◆ Data block
▼▼▼
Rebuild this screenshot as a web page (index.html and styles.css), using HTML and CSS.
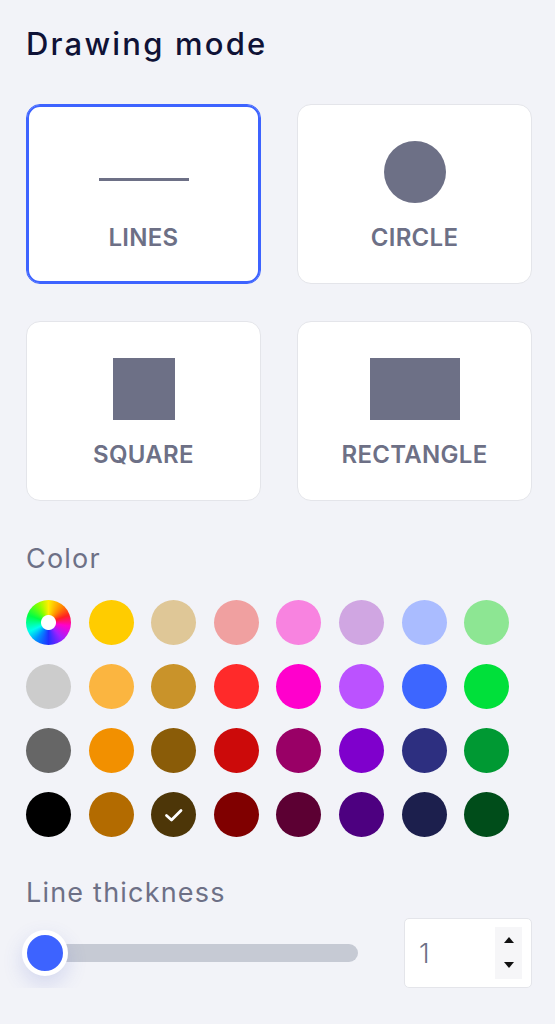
FILE: index.html
```html
<!DOCTYPE html>
<html lang="en">
<head>
<meta charset="utf-8">
<title>Drawing mode</title>
<link rel="stylesheet" href="styles.css">
</head>
<body>
<main class="panel">
  <h1 class="title">Drawing mode</h1>

  <div class="modes">
    <button class="mode is-selected" type="button">
      <span class="mode-icon"><span class="shape-line"></span></span>
      <span class="mode-label">LINES</span>
    </button>
    <button class="mode" type="button">
      <span class="mode-icon"><span class="shape-circle"></span></span>
      <span class="mode-label">CIRCLE</span>
    </button>
    <button class="mode" type="button">
      <span class="mode-icon"><span class="shape-square"></span></span>
      <span class="mode-label">SQUARE</span>
    </button>
    <button class="mode" type="button">
      <span class="mode-icon"><span class="shape-rect"></span></span>
      <span class="mode-label">RECTANGLE</span>
    </button>
  </div>

  <h2 class="section-label">Color</h2>

  <div class="swatches">
    <span class="swatch swatch-wheel"></span>
    <span class="swatch c-ffcc00"></span>
    <span class="swatch c-dfc797"></span>
    <span class="swatch c-f0a0a0"></span>
    <span class="swatch c-f883e0"></span>
    <span class="swatch c-d0a6e2"></span>
    <span class="swatch c-aabcff"></span>
    <span class="swatch c-8de693"></span>

    <span class="swatch c-cccccc"></span>
    <span class="swatch c-fbb540"></span>
    <span class="swatch c-c9932a"></span>
    <span class="swatch c-ff2a2a"></span>
    <span class="swatch c-ff00cc"></span>
    <span class="swatch c-bb52ff"></span>
    <span class="swatch c-3d66ff"></span>
    <span class="swatch c-00e03a"></span>

    <span class="swatch c-666666"></span>
    <span class="swatch c-f29000"></span>
    <span class="swatch c-8a5c08"></span>
    <span class="swatch c-cc0a0a"></span>
    <span class="swatch c-990066"></span>
    <span class="swatch c-7f00cc"></span>
    <span class="swatch c-2d2f80"></span>
    <span class="swatch c-009933"></span>

    <span class="swatch c-000000"></span>
    <span class="swatch c-b36b00"></span>
    <span class="swatch c-4d3608 is-selected">
      <svg class="check" viewBox="0 0 24 24" width="24" height="24" aria-hidden="true">
        <path d="M4.5 12.5 L9.5 17 L19 7.5" fill="none" stroke="#ffffff" stroke-width="2.8" stroke-linecap="round" stroke-linejoin="round"/>
      </svg>
    </span>
    <span class="swatch c-800000"></span>
    <span class="swatch c-5c0033"></span>
    <span class="swatch c-4d0080"></span>
    <span class="swatch c-1c1f4d"></span>
    <span class="swatch c-004d1a"></span>
  </div>

  <h2 class="section-label label-thickness">Line thickness</h2>

  <div class="thickness">
    <div class="slider">
      <div class="track"></div>
      <div class="thumb"></div>
    </div>
    <div class="number-input">
      <span class="number-value">1</span>
      <span class="spinner">
        <svg viewBox="0 0 10 6" width="10" height="6" aria-hidden="true"><path d="M0 6 L5 0 L10 6 Z" fill="#111"/></svg>
        <svg viewBox="0 0 10 6" width="10" height="6" aria-hidden="true"><path d="M0 0 L10 0 L5 6 Z" fill="#111"/></svg>
      </span>
    </div>
  </div>
</main>
</body>
</html>
```

FILE: styles.css
```css
* {
  box-sizing: border-box;
}

html,
body {
  margin: 0;
  padding: 0;
  background: #f2f3f8;
}

body {
  font-family: "Inter", "Noto Sans", "Liberation Sans", sans-serif;
  color: #6d7086;
}

.panel {
  padding: 25px 23px 0 26px;
  width: 555px;
}

.title {
  margin: 0;
  font-size: 31px;
  line-height: 37px;
  font-weight: 500;
  color: #0f1236;
  letter-spacing: 2.2px;
}

.modes {
  margin-top: 42px;
  display: grid;
  grid-template-columns: 235px 235px;
  column-gap: 36px;
  row-gap: 37px;
}

.mode {
  height: 180px;
  background: #ffffff;
  border: 1px solid #e4e5ea;
  border-radius: 14px;
  padding: 36px 0 0;
  margin: 0;
  display: flex;
  flex-direction: column;
  align-items: center;
  font: inherit;
  cursor: pointer;
}

.mode.is-selected {
  border-color: #3d63ff;
  box-shadow: inset 0 0 0 2px #3d63ff;
}

.mode-icon {
  height: 62px;
  display: flex;
  align-items: center;
  justify-content: center;
}

.shape-line {
  display: block;
  width: 90px;
  height: 3px;
  margin-top: 14px;
  background: #6d7086;
}

.shape-circle {
  display: block;
  width: 62px;
  height: 62px;
  border-radius: 50%;
  background: #6d7086;
}

.shape-square {
  display: block;
  width: 62px;
  height: 62px;
  background: #6d7086;
}

.shape-rect {
  display: block;
  width: 90px;
  height: 62px;
  background: #6d7086;
}

.mode-label {
  margin-top: 21px;
  font-size: 24px;
  line-height: 28px;
  font-weight: 600;
  color: #6d7086;
  letter-spacing: 0.3px;
}

.section-label {
  margin: 42px 0 0;
  font-size: 27px;
  line-height: 32px;
  font-weight: 400;
  color: #6d7086;
  letter-spacing: 1.2px;
}

.swatches {
  margin-top: 25px;
  display: grid;
  grid-template-columns: repeat(8, 45px);
  column-gap: 17.6px;
  row-gap: 19px;
}

.swatch {
  width: 45px;
  height: 45px;
  border-radius: 50%;
  display: flex;
  align-items: center;
  justify-content: center;
}

.swatch-wheel {
  background:
    radial-gradient(circle, #ffffff 0 7px, transparent 8px),
    conic-gradient(#ffee00, #ff8800 40deg, #ff2020 70deg, #ff00cc 100deg, #a020ff 140deg, #2030ff 180deg, #0090ff 215deg, #00ffee 245deg, #00ff44 290deg, #88ff00 330deg, #ffee00);
}

.c-ffcc00 { background: #ffcc00; }
.c-dfc797 { background: #dfc797; }
.c-f0a0a0 { background: #f0a0a0; }
.c-f883e0 { background: #f883e0; }
.c-d0a6e2 { background: #d0a6e2; }
.c-aabcff { background: #aabcff; }
.c-8de693 { background: #8de693; }
.c-cccccc { background: #cccccc; }
.c-fbb540 { background: #fbb540; }
.c-c9932a { background: #c9932a; }
.c-ff2a2a { background: #ff2a2a; }
.c-ff00cc { background: #ff00cc; }
.c-bb52ff { background: #bb52ff; }
.c-3d66ff { background: #3d66ff; }
.c-00e03a { background: #00e03a; }
.c-666666 { background: #666666; }
.c-f29000 { background: #f29000; }
.c-8a5c08 { background: #8a5c08; }
.c-cc0a0a { background: #cc0a0a; }
.c-990066 { background: #990066; }
.c-7f00cc { background: #7f00cc; }
.c-2d2f80 { background: #2d2f80; }
.c-009933 { background: #009933; }
.c-000000 { background: #000000; }
.c-b36b00 { background: #b36b00; }
.c-4d3608 { background: #4d3608; }
.c-800000 { background: #800000; }
.c-5c0033 { background: #5c0033; }
.c-4d0080 { background: #4d0080; }
.c-1c1f4d { background: #1c1f4d; }
.c-004d1a { background: #004d1a; }

.check {
  display: block;
}

.label-thickness {
  margin-top: 40px;
}

.thickness {
  margin-top: 9px;
  display: flex;
  align-items: center;
  justify-content: space-between;
}

.slider {
  position: relative;
  width: 336px;
  height: 70px;
  margin-left: -4px;
}

.track {
  position: absolute;
  left: 10px;
  right: 0;
  top: 26px;
  height: 18px;
  border-radius: 9px;
  background: #c6cad4;
}

.thumb {
  position: absolute;
  left: 0;
  top: 12px;
  width: 46px;
  height: 46px;
  border-radius: 50%;
  background: #3d63ff;
  border: 5px solid #ffffff;
  box-shadow: 0 8px 20px rgba(70, 90, 200, 0.18);
}

.number-input {
  width: 128px;
  height: 70px;
  background: #ffffff;
  border: 1px solid #e4e5ea;
  border-radius: 5px;
  display: flex;
  align-items: center;
  justify-content: space-between;
  padding: 0 9px 0 14px;
}

.number-value {
  font-size: 27px;
  font-weight: 300;
  color: #6d7086;
}

.spinner {
  width: 27px;
  height: 52px;
  background: #f6f6f8;
  display: flex;
  flex-direction: column;
  align-items: center;
  justify-content: space-between;
  padding: 10px 0 11px;
}

.spinner svg {
  display: block;
}
```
▲▲▲
◆ The request
Check each line above for the word "index", and copy the lines where it appears.

◆ Response below
Rebuild this screenshot as a web page (index.html and styles.css), using HTML and CSS.
FILE: index.html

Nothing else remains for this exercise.